Doit-on alors demander aux consommateurs d’alerter les marques, de s’exprimer ? De dire haut et fort qu’ils entendent boycotter des sociétés qui annoncent sur certains sites ?

Peut-être, répond Fauré. « Mais qui nous dit que ces gens, eux, ont raison ? »

Selon le directeur de Bleublancrouge, « la démographie des agences n’est pas représentative de la société. Qui sommes-nous pour déterminer quelles sont les valeurs à défendre ? Je ne dis pas qu’il ne faut pas en parler, mais ce sont des valeurs ».

Et donc, tout est matière à discussion.

Cela dit, le publicitaire salue l’initiative de sa collègue de Cossette, qu’il trouve « honorable ». Et ouvrir la discussion sur ce sujet épineux n’est pas une mauvaise chose.

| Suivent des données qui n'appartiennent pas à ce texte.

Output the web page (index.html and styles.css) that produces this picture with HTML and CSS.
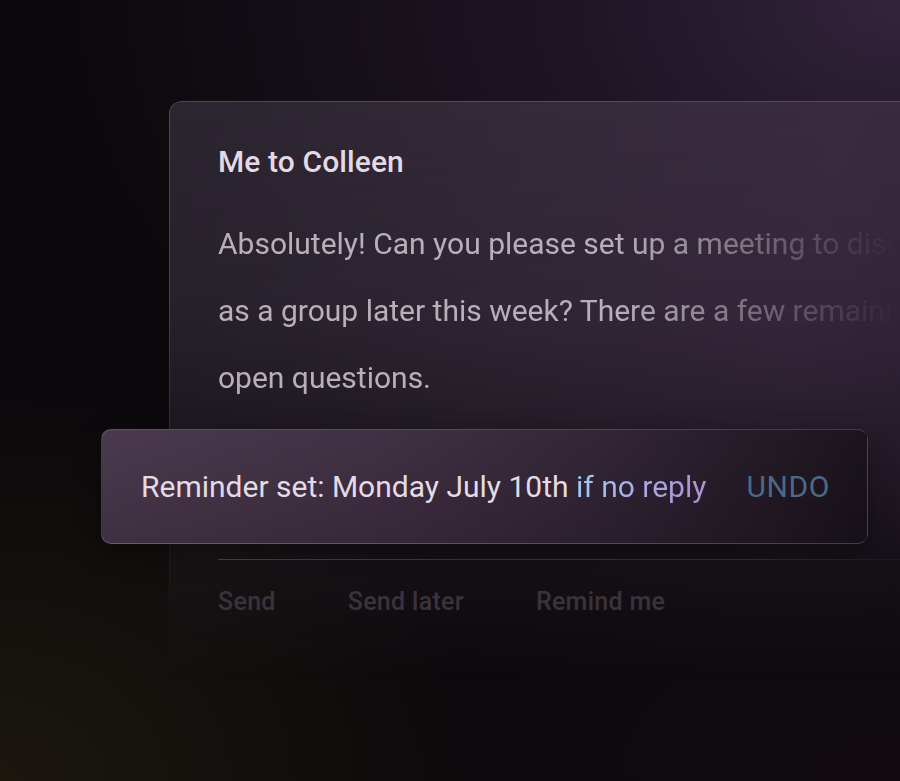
FILE: index.html
```html
<!DOCTYPE html>
<html lang="en">
<head>
<meta charset="utf-8">
<title>Reminder</title>
<link rel="stylesheet" href="styles.css">
</head>
<body>
<div class="stage">
  <div class="card">
    <h2 class="title">Me to Colleen</h2>
    <p class="message">Absolutely! Can you please set up a meeting to discuss as a group later this week? There are a few remaining open questions.</p>
    <div class="actions">
      <span class="action">Send</span>
      <span class="action">Send later</span>
      <span class="action">Remind me</span>
    </div>
  </div>
  <div class="toast">
    <span class="toast-text">Reminder set: Monday July 10th <span class="cond">if no reply</span></span>
    <span class="undo">UNDO</span>
  </div>
</div>
</body>
</html>
```

FILE: styles.css
```css
* { box-sizing: border-box; }
html, body {
  margin: 0;
  width: 900px;
  height: 781px;
  overflow: hidden;
}
body {
  font-family: "Roboto", "Inter", sans-serif;
  background:
    radial-gradient(ellipse 820px 560px at 100% 0%, rgba(50, 36, 60, 1) 0%, rgba(38, 26, 46, 0.7) 40%, rgba(20, 12, 24, 0) 100%),
    radial-gradient(ellipse 480px 380px at 0% 100%, rgba(32, 27, 15, 0.75), rgba(0,0,0,0) 100%),
    radial-gradient(ellipse 500px 300px at 100% 100%, rgba(20, 12, 20, 0.6), rgba(0,0,0,0) 100%),
    #0c090c;
}
.stage {
  position: relative;
  width: 900px;
  height: 781px;
  padding: 101px 0 0 169px;
}
.card {
  position: relative;
  width: 800px;
  height: 580px;
  padding: 43px 0 0 49px;
}
.card::before {
  content: "";
  position: absolute;
  inset: 0;
  border: 1px solid rgba(210, 190, 220, 0.2);
  border-right: none;
  border-radius: 12px 0 0 12px;
  background:
    linear-gradient(100deg, #2b2530 0%, #342a39 40%, #3a2b40 75%, #33253a 100%);
  -webkit-mask-image: linear-gradient(180deg, #000 0%, rgba(0,0,0,0.85) 35%, rgba(0,0,0,0.35) 70%, rgba(0,0,0,0.12) 88%, rgba(0,0,0,0) 100%);
  mask-image: linear-gradient(180deg, #000 0%, rgba(0,0,0,0.85) 35%, rgba(0,0,0,0.35) 70%, rgba(0,0,0,0.12) 88%, rgba(0,0,0,0) 100%);
  z-index: 0;
}
.title, .message, .actions { position: relative; z-index: 1; }
.title {
  margin: 0;
  font-size: 30px;
  line-height: 36px;
  font-weight: 500;
  color: #e3dae3;
  letter-spacing: 0.1px;
}
.message {
  margin: 30px 0 0;
  width: 760px;
  font-size: 30px;
  line-height: 67px;
  color: #b9aeba;
  -webkit-mask-image: linear-gradient(90deg, #000 0px, #000 400px, rgba(0,0,0,0.5) 540px, rgba(0,0,0,0.15) 630px, rgba(0,0,0,0) 680px);
  mask-image: linear-gradient(90deg, #000 0px, #000 400px, rgba(0,0,0,0.5) 540px, rgba(0,0,0,0.15) 630px, rgba(0,0,0,0) 680px);
}
.toast {
  position: absolute;
  left: 101px;
  top: 429px;
  width: 767px;
  height: 115px;
  border: 1px solid rgba(220, 200, 225, 0.22);
  border-right-color: rgba(220, 200, 225, 0.08);
  border-radius: 10px;
  background:
    linear-gradient(180deg, rgba(0,0,0,0) 0%, rgba(10,5,10,0.18) 100%),
    linear-gradient(100deg, #4b3a4e 0%, #413144 35%, #322536 65%, #221924 88%, #19121b 100%);
  display: flex;
  align-items: center;
  padding-left: 39px;
  gap: 40px;
  font-size: 30px;
  box-shadow: 0 8px 24px rgba(0,0,0,0.35);
}
.toast-text { color: #e4dbe4; }
.cond {
  background: linear-gradient(90deg, #9ccbf3 0%, #a9a9e6 50%, #b08fd4 100%);
  -webkit-background-clip: text;
  background-clip: text;
  color: transparent;
}
.undo {
  color: #4d6885;
  letter-spacing: 0.6px;
}
.actions {
  margin: 148px 0 0;
  width: 720px;
  padding-top: 28px;
  display: flex;
  gap: 72px;
}
.actions::before {
  content: "";
  position: absolute;
  left: 0;
  top: 0;
  width: 720px;
  height: 1px;
  background: linear-gradient(90deg, rgba(120, 105, 125, 0.45), rgba(120, 105, 125, 0.3) 70%, rgba(120,105,125,0.05));
}
.action {
  font-size: 25px;
  line-height: 29px;
  font-weight: 500;
  letter-spacing: 0.3px;
  color: #39333a;
}
```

D’autant que tout l’univers de la pub sur l’internet semble plus que jamais un monde opaque évoluant à une vitesse redoutable, où « personne n’a le temps de devenir un expert », pour reprendre les mots que me confiait la semaine dernière Sara Badler, pilote de la programmatique – la nouvelle génération de vente publicitaire robotisée – au New York Times. Elle était de passage à Montréal pour une conférence Infopresse.

À cet égard, le cri du cœur de Chris Bergeron est éminemment louable. Ce n’est pas parce que la technologie nous dépasse parfois qu’on doit laisser faire n’importe quoi.